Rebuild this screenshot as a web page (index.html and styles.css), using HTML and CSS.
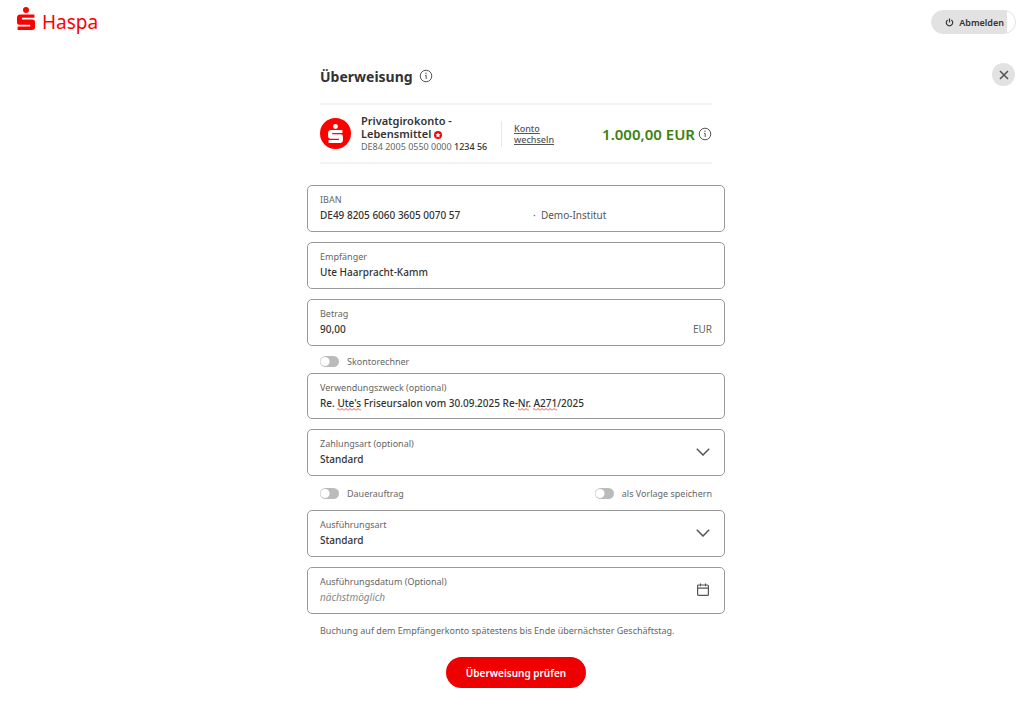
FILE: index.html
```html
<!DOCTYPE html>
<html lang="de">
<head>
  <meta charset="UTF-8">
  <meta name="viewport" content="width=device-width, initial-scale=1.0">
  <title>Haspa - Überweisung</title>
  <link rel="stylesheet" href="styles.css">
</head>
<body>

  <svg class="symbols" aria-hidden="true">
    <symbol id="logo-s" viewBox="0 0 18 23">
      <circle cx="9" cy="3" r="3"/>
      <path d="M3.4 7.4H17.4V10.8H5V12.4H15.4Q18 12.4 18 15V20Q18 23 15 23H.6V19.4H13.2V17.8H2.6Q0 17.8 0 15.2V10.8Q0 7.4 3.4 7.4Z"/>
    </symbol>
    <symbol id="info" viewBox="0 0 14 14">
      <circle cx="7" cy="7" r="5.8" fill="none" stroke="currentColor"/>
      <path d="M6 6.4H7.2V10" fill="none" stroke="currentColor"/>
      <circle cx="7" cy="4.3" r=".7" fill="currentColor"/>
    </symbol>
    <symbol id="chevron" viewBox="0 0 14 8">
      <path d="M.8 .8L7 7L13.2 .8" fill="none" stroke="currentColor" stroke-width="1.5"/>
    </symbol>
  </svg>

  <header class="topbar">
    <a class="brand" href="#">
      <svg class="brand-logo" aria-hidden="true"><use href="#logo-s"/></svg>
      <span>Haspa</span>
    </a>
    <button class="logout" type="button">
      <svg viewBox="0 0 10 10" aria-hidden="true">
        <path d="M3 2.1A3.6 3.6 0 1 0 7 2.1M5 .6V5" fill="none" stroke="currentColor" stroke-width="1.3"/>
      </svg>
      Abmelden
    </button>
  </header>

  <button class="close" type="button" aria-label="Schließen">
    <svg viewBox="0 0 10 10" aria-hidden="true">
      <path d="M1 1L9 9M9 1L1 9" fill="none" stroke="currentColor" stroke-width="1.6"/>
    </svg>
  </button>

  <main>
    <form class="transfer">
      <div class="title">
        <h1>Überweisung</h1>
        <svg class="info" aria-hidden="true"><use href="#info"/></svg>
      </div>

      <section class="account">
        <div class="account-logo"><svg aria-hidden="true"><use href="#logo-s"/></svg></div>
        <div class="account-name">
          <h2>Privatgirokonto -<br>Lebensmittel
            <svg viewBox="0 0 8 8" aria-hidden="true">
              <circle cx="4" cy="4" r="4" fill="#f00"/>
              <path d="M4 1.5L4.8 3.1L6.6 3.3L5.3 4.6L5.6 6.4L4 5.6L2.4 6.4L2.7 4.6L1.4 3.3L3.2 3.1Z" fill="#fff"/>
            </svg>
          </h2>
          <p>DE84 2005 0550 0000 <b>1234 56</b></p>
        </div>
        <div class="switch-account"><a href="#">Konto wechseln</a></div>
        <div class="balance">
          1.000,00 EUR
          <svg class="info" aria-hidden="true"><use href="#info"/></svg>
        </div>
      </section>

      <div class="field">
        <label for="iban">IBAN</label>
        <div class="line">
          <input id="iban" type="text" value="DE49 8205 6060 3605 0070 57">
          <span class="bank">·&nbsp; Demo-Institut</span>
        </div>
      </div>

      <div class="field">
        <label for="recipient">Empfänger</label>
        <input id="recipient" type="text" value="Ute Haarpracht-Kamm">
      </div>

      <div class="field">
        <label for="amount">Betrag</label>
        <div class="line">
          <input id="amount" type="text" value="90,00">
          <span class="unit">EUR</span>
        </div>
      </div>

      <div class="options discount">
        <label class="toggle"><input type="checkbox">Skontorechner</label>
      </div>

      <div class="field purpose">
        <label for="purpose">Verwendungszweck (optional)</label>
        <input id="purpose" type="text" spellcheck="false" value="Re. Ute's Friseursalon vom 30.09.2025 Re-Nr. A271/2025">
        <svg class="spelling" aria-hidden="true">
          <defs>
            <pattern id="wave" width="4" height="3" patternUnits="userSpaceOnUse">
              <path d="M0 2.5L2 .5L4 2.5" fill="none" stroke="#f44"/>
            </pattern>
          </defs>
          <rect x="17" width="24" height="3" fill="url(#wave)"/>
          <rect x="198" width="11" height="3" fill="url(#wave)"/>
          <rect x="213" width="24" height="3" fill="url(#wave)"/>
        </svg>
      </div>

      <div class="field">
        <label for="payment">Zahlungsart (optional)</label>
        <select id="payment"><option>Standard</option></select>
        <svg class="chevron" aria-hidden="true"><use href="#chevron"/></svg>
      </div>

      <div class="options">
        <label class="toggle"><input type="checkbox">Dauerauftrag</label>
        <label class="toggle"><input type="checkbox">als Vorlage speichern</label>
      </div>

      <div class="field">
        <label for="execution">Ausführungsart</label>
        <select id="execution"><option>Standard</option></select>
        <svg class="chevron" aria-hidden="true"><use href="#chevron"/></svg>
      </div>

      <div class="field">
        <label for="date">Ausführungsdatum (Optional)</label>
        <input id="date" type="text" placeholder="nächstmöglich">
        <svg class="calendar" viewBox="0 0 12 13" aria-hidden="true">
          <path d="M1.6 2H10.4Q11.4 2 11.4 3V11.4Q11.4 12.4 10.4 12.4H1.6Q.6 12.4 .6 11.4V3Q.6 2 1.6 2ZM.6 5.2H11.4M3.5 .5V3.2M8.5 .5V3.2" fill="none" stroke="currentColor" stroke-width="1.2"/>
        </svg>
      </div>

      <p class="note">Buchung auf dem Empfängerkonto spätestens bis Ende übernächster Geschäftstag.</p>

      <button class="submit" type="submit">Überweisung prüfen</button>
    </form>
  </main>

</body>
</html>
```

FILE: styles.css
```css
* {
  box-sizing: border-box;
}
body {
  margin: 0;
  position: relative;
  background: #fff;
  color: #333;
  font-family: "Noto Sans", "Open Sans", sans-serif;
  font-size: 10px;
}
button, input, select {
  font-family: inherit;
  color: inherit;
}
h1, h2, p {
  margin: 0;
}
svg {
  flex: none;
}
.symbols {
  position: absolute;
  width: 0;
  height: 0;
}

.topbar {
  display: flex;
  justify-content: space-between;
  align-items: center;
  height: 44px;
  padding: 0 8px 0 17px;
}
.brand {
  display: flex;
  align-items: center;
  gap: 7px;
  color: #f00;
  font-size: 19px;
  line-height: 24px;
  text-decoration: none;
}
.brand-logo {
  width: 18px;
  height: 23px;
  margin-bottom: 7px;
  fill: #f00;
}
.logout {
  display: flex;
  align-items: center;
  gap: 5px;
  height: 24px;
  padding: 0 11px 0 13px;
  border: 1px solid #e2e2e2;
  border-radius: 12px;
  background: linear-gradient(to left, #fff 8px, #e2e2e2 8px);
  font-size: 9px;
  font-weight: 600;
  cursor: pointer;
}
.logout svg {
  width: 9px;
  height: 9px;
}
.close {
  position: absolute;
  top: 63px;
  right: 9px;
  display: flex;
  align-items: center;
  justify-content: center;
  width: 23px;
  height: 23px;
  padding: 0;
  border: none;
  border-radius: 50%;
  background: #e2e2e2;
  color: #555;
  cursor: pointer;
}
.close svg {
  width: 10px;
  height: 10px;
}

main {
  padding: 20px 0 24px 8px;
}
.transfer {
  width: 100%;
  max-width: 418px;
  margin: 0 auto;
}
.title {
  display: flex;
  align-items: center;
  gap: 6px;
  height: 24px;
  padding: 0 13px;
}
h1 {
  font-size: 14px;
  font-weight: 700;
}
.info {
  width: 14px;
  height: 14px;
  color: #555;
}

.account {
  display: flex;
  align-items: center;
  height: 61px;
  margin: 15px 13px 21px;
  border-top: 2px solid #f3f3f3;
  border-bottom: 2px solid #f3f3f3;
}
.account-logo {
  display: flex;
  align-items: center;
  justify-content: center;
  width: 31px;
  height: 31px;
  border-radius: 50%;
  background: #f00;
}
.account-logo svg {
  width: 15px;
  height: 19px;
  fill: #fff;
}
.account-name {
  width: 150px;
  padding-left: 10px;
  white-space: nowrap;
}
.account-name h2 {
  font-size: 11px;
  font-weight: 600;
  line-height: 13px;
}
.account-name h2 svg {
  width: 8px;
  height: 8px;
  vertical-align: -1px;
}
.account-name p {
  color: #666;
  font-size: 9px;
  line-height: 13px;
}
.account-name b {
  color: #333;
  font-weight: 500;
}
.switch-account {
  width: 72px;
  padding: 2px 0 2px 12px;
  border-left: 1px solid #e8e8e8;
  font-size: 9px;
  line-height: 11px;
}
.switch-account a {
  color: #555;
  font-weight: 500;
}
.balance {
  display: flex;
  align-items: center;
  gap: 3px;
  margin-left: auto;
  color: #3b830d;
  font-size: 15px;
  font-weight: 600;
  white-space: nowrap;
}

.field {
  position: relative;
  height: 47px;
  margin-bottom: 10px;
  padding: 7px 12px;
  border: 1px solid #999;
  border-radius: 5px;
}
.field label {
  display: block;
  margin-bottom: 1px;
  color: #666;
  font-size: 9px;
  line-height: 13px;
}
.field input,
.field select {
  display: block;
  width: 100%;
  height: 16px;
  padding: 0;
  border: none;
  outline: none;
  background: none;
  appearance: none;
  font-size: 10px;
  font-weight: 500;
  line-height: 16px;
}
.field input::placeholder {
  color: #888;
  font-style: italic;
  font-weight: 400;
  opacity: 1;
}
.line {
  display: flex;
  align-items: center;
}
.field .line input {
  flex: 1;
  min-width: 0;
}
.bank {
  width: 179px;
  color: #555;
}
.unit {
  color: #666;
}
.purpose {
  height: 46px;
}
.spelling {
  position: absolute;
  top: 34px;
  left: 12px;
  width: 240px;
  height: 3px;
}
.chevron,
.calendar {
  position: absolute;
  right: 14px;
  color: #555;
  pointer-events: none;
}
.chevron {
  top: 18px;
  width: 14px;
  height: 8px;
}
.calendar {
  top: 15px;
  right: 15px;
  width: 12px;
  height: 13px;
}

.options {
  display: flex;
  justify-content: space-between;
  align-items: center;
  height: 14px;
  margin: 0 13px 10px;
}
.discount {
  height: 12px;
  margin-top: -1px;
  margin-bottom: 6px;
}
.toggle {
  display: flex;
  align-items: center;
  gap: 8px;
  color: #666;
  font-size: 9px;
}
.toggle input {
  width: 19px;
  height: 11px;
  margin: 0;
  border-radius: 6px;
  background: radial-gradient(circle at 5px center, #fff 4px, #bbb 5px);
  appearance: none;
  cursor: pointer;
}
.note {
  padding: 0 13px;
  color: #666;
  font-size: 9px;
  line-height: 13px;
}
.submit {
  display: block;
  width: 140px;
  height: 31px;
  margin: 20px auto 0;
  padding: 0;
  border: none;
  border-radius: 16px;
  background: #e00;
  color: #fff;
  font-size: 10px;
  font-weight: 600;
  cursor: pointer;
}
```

...

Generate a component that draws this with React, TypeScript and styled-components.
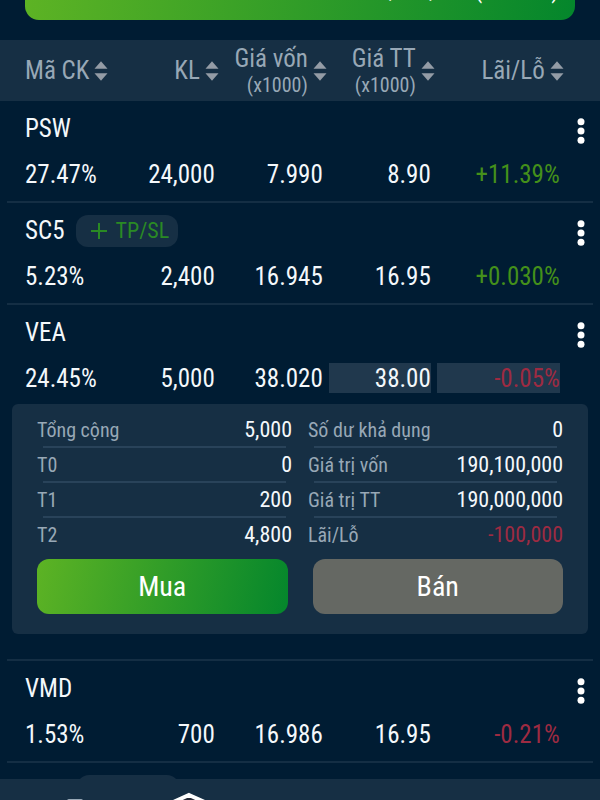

— Your instructions —
Check each line of the data above for the word "styles", then state how many lines have it. Give the number alone.

— Response to the exercise —
3